As I have previously reported, on the last day of Trump’s presidency, Trump provided right wing journalist, John Solomon, access to a nearly thousand-page trove of classified records, known among Trump and his closest aides, as the Russia papers. Three sources confirmed to me that derogatory information about Strzok was included in the Russia papers, and this was among the information which Trump and Meadows aspired to leak to Haberman, Solomon, and others.
Solomon confirmed to me information, first provided by other sources, that he twice met with Trump in the White House, on Trump’s last day in office, and during both of those meetings, was then allowed to read the still-classified Russia papers.
Solomon also told me that while at the White House he met with Mark Meadows as well, who had assured him that the White House Counsel had determined the Russia papers to now be fully declassified (other sources told me that the White House counsel made no such determination) and, most importantly, Meadows would send Solomon a full set by the end of the evening.
Indeed, later that evening – the eve of Biden’s inauguration and just one hour after Trump signed his presidential order declassifying the Russian papers a relatively small portion of the records were then turned over to Solomon. Solomon published a story that night (and a second one the following week), based on the records Trump had provided him.
As for how the documents came into his possession, Solomon told me, an official from the Justice Department, whose identity he does not know, delivered them in a “plain manila envelope” to the concierge’s desk of the office building where he works. Accompanying the document was a note from the official telling Solomon that the documents were only a “down payment” on a full set of the Russia papers still to come later that same evening. Solomon told me he had not retained the note from the official, one reason he could not identify him.
Solomon told me that he called Meadows to thank him, believing that Meadows had had the documents delivered to him, only to have Meadows respond with an expression of great surprise and ignorance. “I don’t know who those are from,” Solomon says Meadows told him. As a result, Solomon said, Meadows decided to “pull back” and not send him the rest of the Russia papers. The following morning, as Biden was about to be sworn in, Meadows wrote his own supplementary memo, clarifying Trump’s declassification order, and delaying release of the Russia papers until the Justice Department and other agencies could fully weigh in.
Solomon told me that the Meadows memo resulted in him receiving no further documents from the Russia papers, although there is some evidence that Trump and Meadows provided Solomon with additional other classified papers – and that they may have done so, after Trump left office, when the possession and transmission of such records to others might be illegal. Notably, Solomon himself went out of his way to convey to me that neither Trump nor Meadows leaked any classified information to him after they left office, because to do so might mean, as Solomon understood it, that one or both men would be violating the law.
Two weeks after Trump left office, Solomon wrote a column inferring that he had just obtained more than a thousand additional pages of the classified Russia papers.
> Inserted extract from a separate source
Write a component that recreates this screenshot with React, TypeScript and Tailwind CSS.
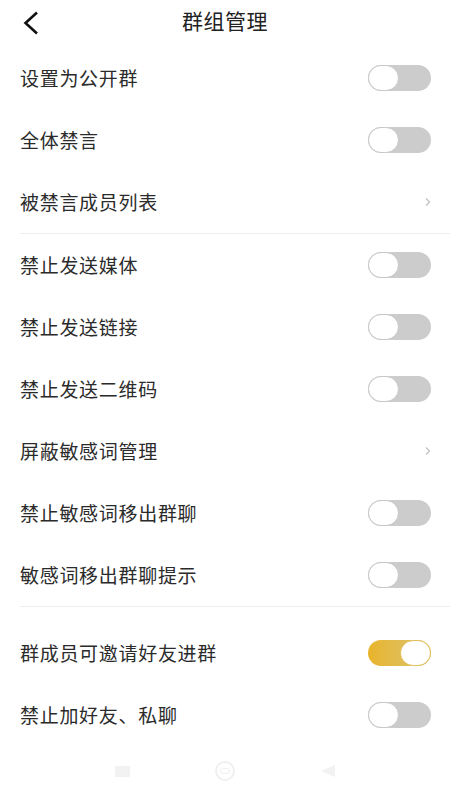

On Feb. 5, 2021, Solomon wrote on his website: “More than two weeks after Donald Trump officially declassified the evidence, the vast majority of documents detailing FBI and Justice Department failures in the now-discredited Russia collusion investigation remain out of public view in a delay that has thwarted the former president's goal of sweeping transparency.”
Solomon further wrote: “Just the News was able to obtain about 15% of the thousands of pages of declassified documents, from a hodgepodge network of White House officials who worked on the declassification, law enforcement and intelligence officials who got their own versions of the declassified documents, and members of Congress who were given copies of some memos in the final days of the Trump presidency.”
Solomon’s claims were disingenuous: At least some of Russia papers Solomon claimed he now had in his possession were classified, not declassified. By Solomon’s own admission, Trump and Meadows allowed him twice on Jan. 19, 2021 to have full access to the Russia papers in the White House, a much more likely source for a portion of the leak of classified documents he was newly claiming to be in his physical possession.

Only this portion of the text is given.